- **Stated problem**:
Omit the pictures and print exactly the lines of the listing below, starting at the first and ending at the line containing "const url = 'http://wms.pcn.minambiente.it'".

- **Given information**:

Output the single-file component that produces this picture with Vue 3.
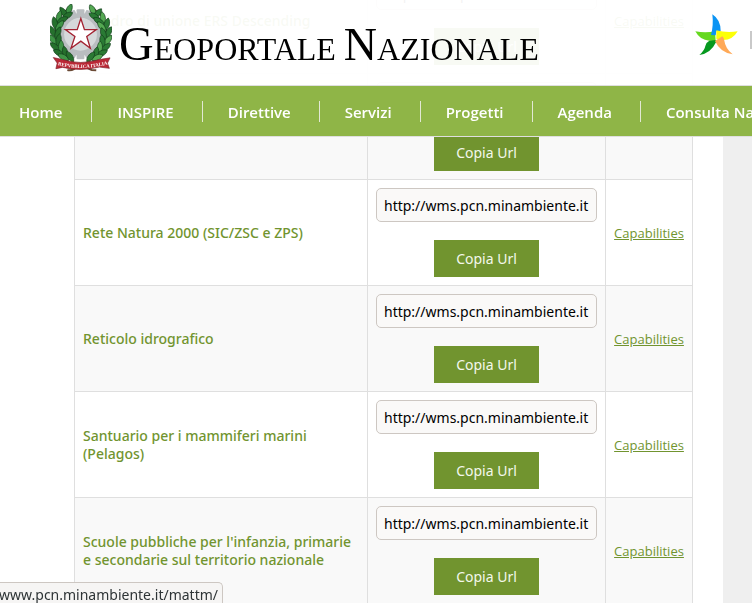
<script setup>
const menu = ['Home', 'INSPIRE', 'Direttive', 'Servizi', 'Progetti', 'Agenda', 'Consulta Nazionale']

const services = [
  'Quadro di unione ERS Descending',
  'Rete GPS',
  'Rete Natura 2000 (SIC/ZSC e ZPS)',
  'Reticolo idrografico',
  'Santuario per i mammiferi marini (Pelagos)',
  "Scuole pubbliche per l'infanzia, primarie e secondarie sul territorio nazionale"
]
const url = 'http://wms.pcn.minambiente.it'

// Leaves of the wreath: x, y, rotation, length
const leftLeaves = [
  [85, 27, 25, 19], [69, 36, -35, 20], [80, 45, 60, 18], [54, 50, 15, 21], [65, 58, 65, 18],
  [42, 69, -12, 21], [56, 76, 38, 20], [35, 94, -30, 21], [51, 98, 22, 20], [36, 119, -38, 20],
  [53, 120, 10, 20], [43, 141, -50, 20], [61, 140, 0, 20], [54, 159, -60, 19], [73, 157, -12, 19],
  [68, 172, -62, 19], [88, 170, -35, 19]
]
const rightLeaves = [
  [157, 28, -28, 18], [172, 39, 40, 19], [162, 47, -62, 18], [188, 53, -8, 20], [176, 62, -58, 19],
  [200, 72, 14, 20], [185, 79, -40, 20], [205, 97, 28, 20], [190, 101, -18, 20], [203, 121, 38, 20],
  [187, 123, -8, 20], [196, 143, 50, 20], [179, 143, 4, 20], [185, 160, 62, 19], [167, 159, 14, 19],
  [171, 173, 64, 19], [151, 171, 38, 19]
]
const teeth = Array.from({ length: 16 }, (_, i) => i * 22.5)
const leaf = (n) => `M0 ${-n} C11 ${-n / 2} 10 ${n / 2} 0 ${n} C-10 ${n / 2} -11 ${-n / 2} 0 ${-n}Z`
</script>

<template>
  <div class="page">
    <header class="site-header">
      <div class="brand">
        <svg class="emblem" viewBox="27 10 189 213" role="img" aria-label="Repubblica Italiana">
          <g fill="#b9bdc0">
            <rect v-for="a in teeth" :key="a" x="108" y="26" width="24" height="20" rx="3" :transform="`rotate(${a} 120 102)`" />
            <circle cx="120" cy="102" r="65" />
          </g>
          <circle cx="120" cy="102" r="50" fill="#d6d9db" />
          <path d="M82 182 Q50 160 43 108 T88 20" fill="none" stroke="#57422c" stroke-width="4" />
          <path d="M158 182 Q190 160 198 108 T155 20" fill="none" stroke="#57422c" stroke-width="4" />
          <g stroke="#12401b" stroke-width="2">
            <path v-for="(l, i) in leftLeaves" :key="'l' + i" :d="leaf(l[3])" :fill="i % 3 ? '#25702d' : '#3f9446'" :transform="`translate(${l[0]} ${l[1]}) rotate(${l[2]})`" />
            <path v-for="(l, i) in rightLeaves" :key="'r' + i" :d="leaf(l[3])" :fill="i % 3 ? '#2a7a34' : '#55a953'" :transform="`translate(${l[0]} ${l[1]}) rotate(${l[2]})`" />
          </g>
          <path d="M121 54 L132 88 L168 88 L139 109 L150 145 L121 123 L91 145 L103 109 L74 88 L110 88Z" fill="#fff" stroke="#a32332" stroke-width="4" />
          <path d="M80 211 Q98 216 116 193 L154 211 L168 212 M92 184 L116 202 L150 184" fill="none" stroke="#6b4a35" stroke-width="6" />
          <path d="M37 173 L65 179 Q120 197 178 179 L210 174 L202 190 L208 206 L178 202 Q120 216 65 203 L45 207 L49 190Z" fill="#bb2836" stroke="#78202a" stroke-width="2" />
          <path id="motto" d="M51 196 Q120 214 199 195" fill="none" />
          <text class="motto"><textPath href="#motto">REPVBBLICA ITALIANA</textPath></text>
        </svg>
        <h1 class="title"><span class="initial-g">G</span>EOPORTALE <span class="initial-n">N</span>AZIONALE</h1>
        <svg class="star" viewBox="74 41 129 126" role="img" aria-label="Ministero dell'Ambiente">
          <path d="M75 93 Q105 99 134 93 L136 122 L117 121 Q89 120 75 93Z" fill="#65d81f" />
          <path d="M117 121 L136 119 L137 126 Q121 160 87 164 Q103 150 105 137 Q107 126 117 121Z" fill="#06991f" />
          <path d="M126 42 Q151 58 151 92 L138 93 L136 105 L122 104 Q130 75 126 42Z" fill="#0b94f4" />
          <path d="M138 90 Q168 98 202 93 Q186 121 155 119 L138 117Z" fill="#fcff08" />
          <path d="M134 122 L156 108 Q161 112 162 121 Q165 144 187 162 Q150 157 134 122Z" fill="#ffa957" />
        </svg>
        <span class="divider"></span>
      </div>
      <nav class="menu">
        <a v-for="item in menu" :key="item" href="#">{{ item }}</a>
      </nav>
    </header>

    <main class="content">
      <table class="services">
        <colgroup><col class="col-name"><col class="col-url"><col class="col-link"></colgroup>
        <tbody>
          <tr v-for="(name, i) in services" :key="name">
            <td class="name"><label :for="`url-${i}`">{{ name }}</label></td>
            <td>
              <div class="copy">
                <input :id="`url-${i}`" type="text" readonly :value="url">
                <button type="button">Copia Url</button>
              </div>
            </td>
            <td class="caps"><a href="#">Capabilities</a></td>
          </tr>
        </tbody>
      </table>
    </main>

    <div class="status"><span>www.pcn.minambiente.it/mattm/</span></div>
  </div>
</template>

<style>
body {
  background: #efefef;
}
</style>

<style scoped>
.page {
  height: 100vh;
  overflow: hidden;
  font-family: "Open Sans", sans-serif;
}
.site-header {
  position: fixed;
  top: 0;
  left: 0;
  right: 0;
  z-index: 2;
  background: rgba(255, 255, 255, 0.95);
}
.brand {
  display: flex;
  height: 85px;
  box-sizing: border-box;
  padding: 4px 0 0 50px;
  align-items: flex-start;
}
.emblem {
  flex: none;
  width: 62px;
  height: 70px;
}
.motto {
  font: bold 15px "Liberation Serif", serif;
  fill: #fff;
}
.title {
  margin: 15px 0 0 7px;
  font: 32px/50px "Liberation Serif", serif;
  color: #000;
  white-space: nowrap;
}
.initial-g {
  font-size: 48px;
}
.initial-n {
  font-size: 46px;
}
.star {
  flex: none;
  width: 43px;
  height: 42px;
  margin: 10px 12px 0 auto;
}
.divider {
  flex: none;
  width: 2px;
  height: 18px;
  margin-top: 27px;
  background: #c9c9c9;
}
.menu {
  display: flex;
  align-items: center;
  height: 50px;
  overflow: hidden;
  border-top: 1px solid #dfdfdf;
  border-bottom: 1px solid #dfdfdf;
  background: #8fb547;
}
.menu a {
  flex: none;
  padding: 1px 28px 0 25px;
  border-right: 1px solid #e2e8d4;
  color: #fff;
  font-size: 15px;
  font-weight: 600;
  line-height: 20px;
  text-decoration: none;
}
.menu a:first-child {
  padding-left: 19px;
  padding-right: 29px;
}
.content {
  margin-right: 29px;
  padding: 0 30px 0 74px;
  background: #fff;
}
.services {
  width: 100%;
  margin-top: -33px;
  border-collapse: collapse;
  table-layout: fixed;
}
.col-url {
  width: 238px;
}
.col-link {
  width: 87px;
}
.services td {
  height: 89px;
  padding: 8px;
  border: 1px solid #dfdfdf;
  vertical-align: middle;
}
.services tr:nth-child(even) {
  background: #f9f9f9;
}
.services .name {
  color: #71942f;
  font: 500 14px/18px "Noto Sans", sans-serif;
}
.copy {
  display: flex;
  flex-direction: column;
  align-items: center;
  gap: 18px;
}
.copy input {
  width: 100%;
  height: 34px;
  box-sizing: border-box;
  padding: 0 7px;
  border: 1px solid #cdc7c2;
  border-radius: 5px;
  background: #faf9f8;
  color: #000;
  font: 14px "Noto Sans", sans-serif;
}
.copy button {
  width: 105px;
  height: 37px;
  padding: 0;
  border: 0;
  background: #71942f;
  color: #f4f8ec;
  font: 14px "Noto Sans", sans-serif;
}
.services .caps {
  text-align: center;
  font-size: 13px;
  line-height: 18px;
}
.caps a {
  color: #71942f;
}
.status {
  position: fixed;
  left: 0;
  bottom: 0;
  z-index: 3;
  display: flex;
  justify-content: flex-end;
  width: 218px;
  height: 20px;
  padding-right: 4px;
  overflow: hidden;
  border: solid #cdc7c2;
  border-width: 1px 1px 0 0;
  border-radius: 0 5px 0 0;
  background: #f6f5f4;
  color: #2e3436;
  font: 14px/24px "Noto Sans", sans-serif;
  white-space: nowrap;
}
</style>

- **The answer**:
Output the single-file component that produces this picture with Vue 3.
<script setup>
const menu = ['Home', 'INSPIRE', 'Direttive', 'Servizi', 'Progetti', 'Agenda', 'Consulta Nazionale']

const services = [
  'Quadro di unione ERS Descending',
  'Rete GPS',
  'Rete Natura 2000 (SIC/ZSC e ZPS)',
  'Reticolo idrografico',
  'Santuario per i mammiferi marini (Pelagos)',
  "Scuole pubbliche per l'infanzia, primarie e secondarie sul territorio nazionale"
]
const url = 'http://wms.pcn.minambiente.it'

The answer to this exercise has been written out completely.